**Problem to work on:**
Working from the top of the listing below, retype each line through the line containing "import clsx from 'clsx';", both included, with no pictures.

**Available data:**
>>>>>

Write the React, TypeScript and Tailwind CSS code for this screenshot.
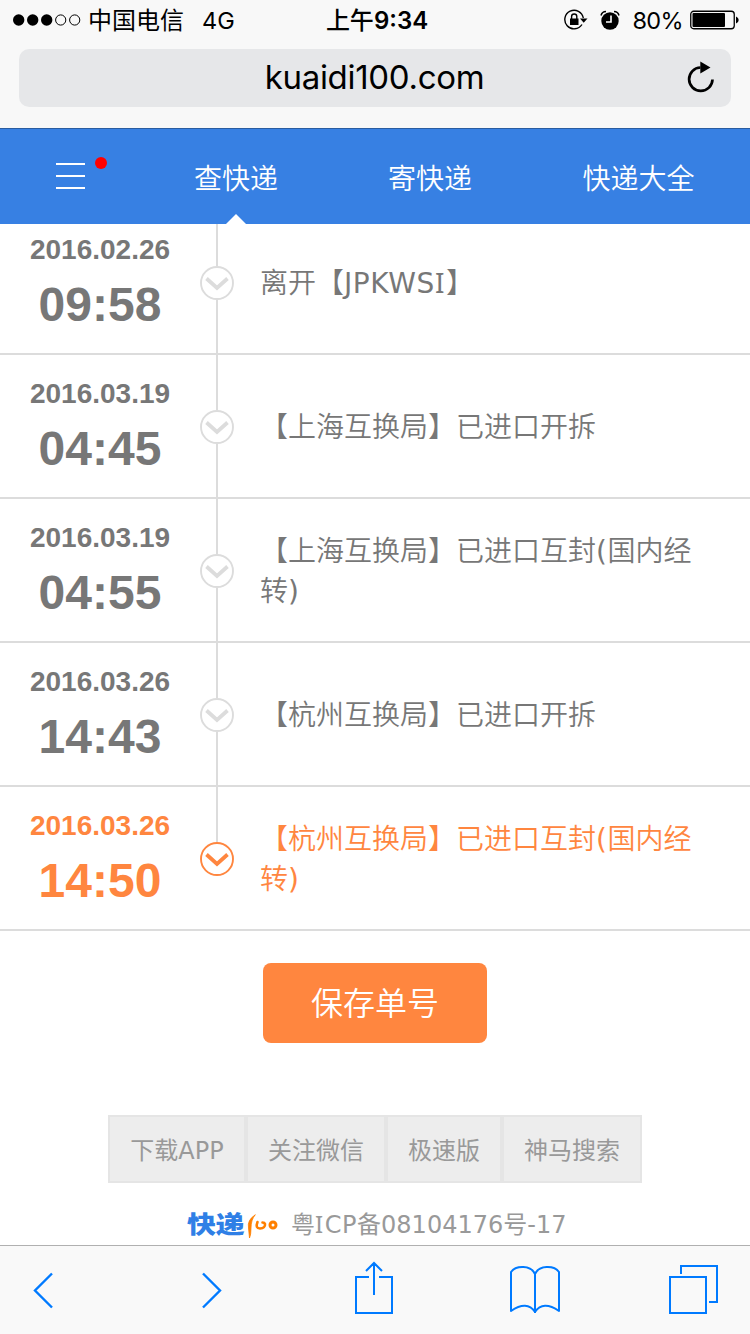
import React from 'react';
import clsx from 'clsx';

const records = [
  { date: '2016.02.26', time: '09:58', text: '离开【JPKWSI】' },
  { date: '2016.03.19', time: '04:45', text: '【上海互换局】已进口开拆' },
  { date: '2016.03.19', time: '04:55', text: '【上海互换局】已进口互封(国内经转)' },
  { date: '2016.03.26', time: '14:43', text: '【杭州互换局】已进口开拆' },
  { date: '2016.03.26', time: '14:50', text: '【杭州互换局】已进口互封(国内经转)' },
];

const footerLinks = [
  { label: '下载APP', width: 'w-[138px]' },
  { label: '关注微信', width: 'w-[140px]' },
  { label: '极速版', width: 'w-[116px]' },
  { label: '神马搜索', width: 'w-[140px]' },
];

// Splits out latin runs so they can be tracked wider than the Chinese text
function MixedText({ text }: { text: string }) {
  return (
    <>
      {text.split(/([A-Z()]+)/).map((part, i) =>
        /^[A-Z()]+$/.test(part) ? (
          <span key={i} className="font-normal tracking-[0.6px]">
            {part.split(/(I)/).map((c, j) =>
              c === 'I' ? (
                <span key={j} className="font-['Noto_Sans'] leading-none tracking-[1.5px]">I</span>
              ) : (
                c
              ),
            )}
          </span>
        ) : (
          part
        ),
      )}
    </>
  );
}

function StatusBar() {
  return (
    <div className="flex h-10 items-center pr-[11px] pl-[13px] font-['Inter','Noto_Sans_CJK_SC',sans-serif] text-2xl leading-10 text-black">
      <div className="flex flex-1 items-center">
        <svg width="68" height="12" viewBox="0 0 68 12">
          <circle cx="5.7" cy="6" r="5.7" />
          <circle cx="19.7" cy="6" r="5.7" />
          <circle cx="33.7" cy="6" r="5.7" />
          <circle cx="47.7" cy="6" r="5.1" fill="none" stroke="#000" />
          <circle cx="61.7" cy="6" r="5.1" fill="none" stroke="#000" />
        </svg>
        <span className="ml-[7px] pt-0.5">中国电信</span>
        <span className="ml-[18px] pt-0.5 text-[23.5px]">4G</span>
      </div>
      <div className="pt-0.5 pl-0.5 font-semibold"><span className="font-medium">上午</span>9:34</div>
      <div className="flex flex-1 items-center justify-end">
        <svg width="24" height="22" viewBox="0 0 24 22" fill="none" stroke="#000" strokeWidth="1.4">
          <path d="M18 15.5A9.3 9.3 0 1 1 19.3 9" />
          <path d="M16 9.5h7.5l-3.8 4.2z" fill="#000" stroke="none" />
          <rect x="6" y="9.5" width="8.5" height="6.5" fill="#000" stroke="none" />
          <path d="M7.6 10V7.6a2.6 2.6 0 0 1 5.2 0V10" />
        </svg>
        <svg className="ml-[12px]" width="20" height="20" viewBox="0 0 20 20">
          <circle cx="10" cy="11" r="8.7" />
          <path d="M1 5.5Q2 1.5 6 1.5M14 1.5q4 0 5 4" fill="none" stroke="#000" strokeWidth="1.5" />
          <path d="M11 5.5V12H6" fill="none" stroke="#fff" strokeWidth="1.6" />
        </svg>
        <span className="ml-[12px] pt-0.5 text-[23.5px] tracking-[-0.6px]">80%</span>
        <svg className="ml-[7px]" width="49" height="20" viewBox="0 0 49 20">
          <rect x=".75" y="1.25" width="43.5" height="17.5" rx="3" fill="none" stroke="#000" strokeWidth="1.3" />
          <rect x="2.5" y="3" width="32.5" height="14" rx="1" />
          <path d="M46 6.5q2.7 1 2.7 3.5t-2.7 3.5z" />
        </svg>
      </div>
    </div>
  );
}

function AddressBar() {
  return (
    <div className="mx-[19px] mt-[9px] flex h-[58px] items-center rounded-[10px] bg-[#e6e7e9] text-black">
      <div className="w-[44px]" />
      <div className="flex-1 pb-0.5 text-center font-['Inter',sans-serif] text-[33px] leading-[56px] tracking-[-0.3px]">
        kuaidi100.com
      </div>
      <svg className="mr-[16px] mb-0.5" width="29" height="32" viewBox="0 0 29 32">
        <path d="M26.5 18.5A11.7 11.7 0 1 1 14.5 6.5" fill="none" stroke="#000" strokeWidth="2.7" />
        <path d="M14.3 0.5L24.5 6.5 14.3 12.5z" />
      </svg>
    </div>
  );
}

function NavBar() {
  return (
    <nav className="flex h-24 border-t border-[#2a5ca0] bg-[#3780e3] text-[28px] leading-[102px] font-[350] text-white">
      <div className="w-[139px] pt-[27px] pl-14">
        <svg width="52" height="36" viewBox="0 0 52 36">
          <path d="M0 8h29M0 20h29M0 32h29" stroke="#fff" strokeWidth="2" />
          <circle cx="45" cy="7" r="6" fill="#f00" />
        </svg>
      </div>
      <div className="relative w-[194px] text-center">
        查快递
        <svg className="absolute bottom-0 left-[87px]" width="20" height="10" viewBox="0 0 20 10">
          <path d="M0 10L10 0l10 10z" fill="#fff" />
        </svg>
      </div>
      <div className="w-[194px] text-center">寄快递</div>
      <div className="flex-1 text-center">快递大全</div>
    </nav>
  );
}

function RecordRow({ record, last }: { record: (typeof records)[number]; last: boolean }) {
  return (
    <li
      className={clsx(
        'flex h-36 shrink-0 border-b-2 border-[#dcdcdc]',
        last ? 'text-[#ff863f]' : 'text-[#777]',
      )}
    >
      <div className="w-[200px] pt-[23px] text-center font-['Liberation_Sans',sans-serif] font-bold">
        <div className="text-[28px] leading-8">{record.date}</div>
        <div className="mt-[11px] text-5xl leading-[56px]">{record.time}</div>
      </div>
      <div className="flex w-[34px] flex-col items-center">
        <div className="h-[55px] w-0.5 bg-[#dcdcdc]" />
        <svg className="shrink-0" width="34" height="34" viewBox="0 0 34 34" fill="none">
          <circle cx="17" cy="17" r="16" stroke={last ? '#ff863f' : '#dcdcdc'} strokeWidth="1.9" />
          <path d="M6.5 12.5L17 22 27.5 12.5" stroke={last ? '#ff863f' : '#dcdcdc'} strokeWidth="3.8" />
        </svg>
        {/* runs over the row border so the line stays continuous */}
        {!last && <div className="-mb-0.5 w-0.5 flex-1 bg-[#dcdcdc]" />}
      </div>
      <div className="flex flex-1 items-center pt-1 pr-[50px] pl-[26px] text-[28px] leading-10 font-[350]">
        <p><MixedText text={record.text} /></p>
      </div>
    </li>
  );
}

function PageFooter() {
  return (
    <footer className="mt-[72px] text-2xl text-[#999]">
      <div className="flex justify-center">
        {footerLinks.map((link) => (
          <a
            key={link.label}
            className={clsx(
              'h-[68px] border-2 border-[#e5e5e5] bg-[#ededed] text-center leading-[69px] whitespace-nowrap',
              link.width,
            )}
          >
            {link.label}
          </a>
        ))}
      </div>
      <div className="mt-[24px] flex h-9 items-center pl-[187px] leading-9 whitespace-nowrap">
        <span className="w-[60px] scale-y-[0.82] text-[29px] font-black tracking-[-0.5px] text-[#2f7fe6]">
          快递
        </span>
        <svg width="32" height="28" viewBox="0 0 32 28" fill="none" stroke="#ff8000" strokeLinecap="round">
          <path d="M8 4Q0 9 1.5 17L2.5 27Q4 24 4 17Q4 9 8 4z" fill="#ff8000" strokeWidth="0.8" />
          <path d="M10.5 11q-2.5 6.500 2.500 6.500q5.500-.5 5-4.500q-.5-1.500-2.500-1.500" strokeWidth="2.6" />
          <circle cx="26" cy="14" r="3" strokeWidth="3" />
        </svg>
        <span className="ml-[12px]"><MixedText text="粤ICP备08104176号-17" /></span>
      </div>
    </footer>
  );
}

function Toolbar() {
  return (
    <div className="flex h-[89px] items-start border-t border-[#b0b0b0] bg-[#f9f9f9] pl-[33px]">
      <svg className="mt-[26px]" width="22" height="38" viewBox="0 0 22 38" fill="none" stroke="#007aff" strokeWidth="2.4">
        <path d="M19 1.5L2 18.5l17 17" />
      </svg>
      <svg className="mt-[26px] ml-[146px]" width="22" height="38" viewBox="0 0 22 38" fill="none" stroke="#007aff" strokeWidth="2.4">
        <path d="M2 1.5l17 17-17 17" />
      </svg>
      <svg className="mt-[15px] ml-[132px]" width="38" height="54" viewBox="0 0 38 54" fill="none" stroke="#007aff" strokeWidth="2">
        <path d="M14 16H1v36h36V16H24M19 34V2M11 10l8-8 8 8" />
      </svg>
      <svg className="mt-[19px] ml-[117px]" width="50" height="50" viewBox="0 0 50 50" fill="none" stroke="#007aff" strokeWidth="2" strokeLinejoin="round">
        <path d="M25 9C21 0 6 0 1 7v39q16-11 24 1q8-12 24-1V7C44 0 29 0 25 9z" />
        <path d="M25 9v39" />
      </svg>
      <svg className="mt-[19px] ml-[109px]" width="50" height="50" viewBox="0 0 50 50" fill="none" stroke="#007aff" strokeWidth="2">
        <path d="M1 12h36v36H1zM12 9V1h36v36h-8" />
      </svg>
    </div>
  );
}

export default function App() {
  return (
    <div className="flex h-[1334px] w-[750px] flex-col overflow-hidden bg-white font-['DejaVu_Sans','Noto_Sans_CJK_SC',sans-serif]">
      <header className="h-32 shrink-0 bg-[#f8f8f8]">
        <StatusBar />
        <AddressBar />
      </header>
      <NavBar />
      <main className="min-h-0 flex-1 overflow-hidden">
        {/* list is scrolled, the first row is partly under the nav */}
        <ul className="flex h-[707px] flex-col justify-end overflow-hidden">
          {records.map((record, i) => (
            <RecordRow key={i} record={record} last={i === records.length - 1} />
          ))}
        </ul>
        <button className="mx-auto mt-8 block h-20 w-56 rounded-lg bg-[#ff863f] text-[32px] leading-[82px] font-[350] text-white">
          保存单号
        </button>
        <PageFooter />
      </main>
      <Toolbar />
    </div>
  );
}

<<<<<

**Solution to the exercise:**
Write the React, TypeScript and Tailwind CSS code for this screenshot.
import React from 'react';
import clsx from 'clsx';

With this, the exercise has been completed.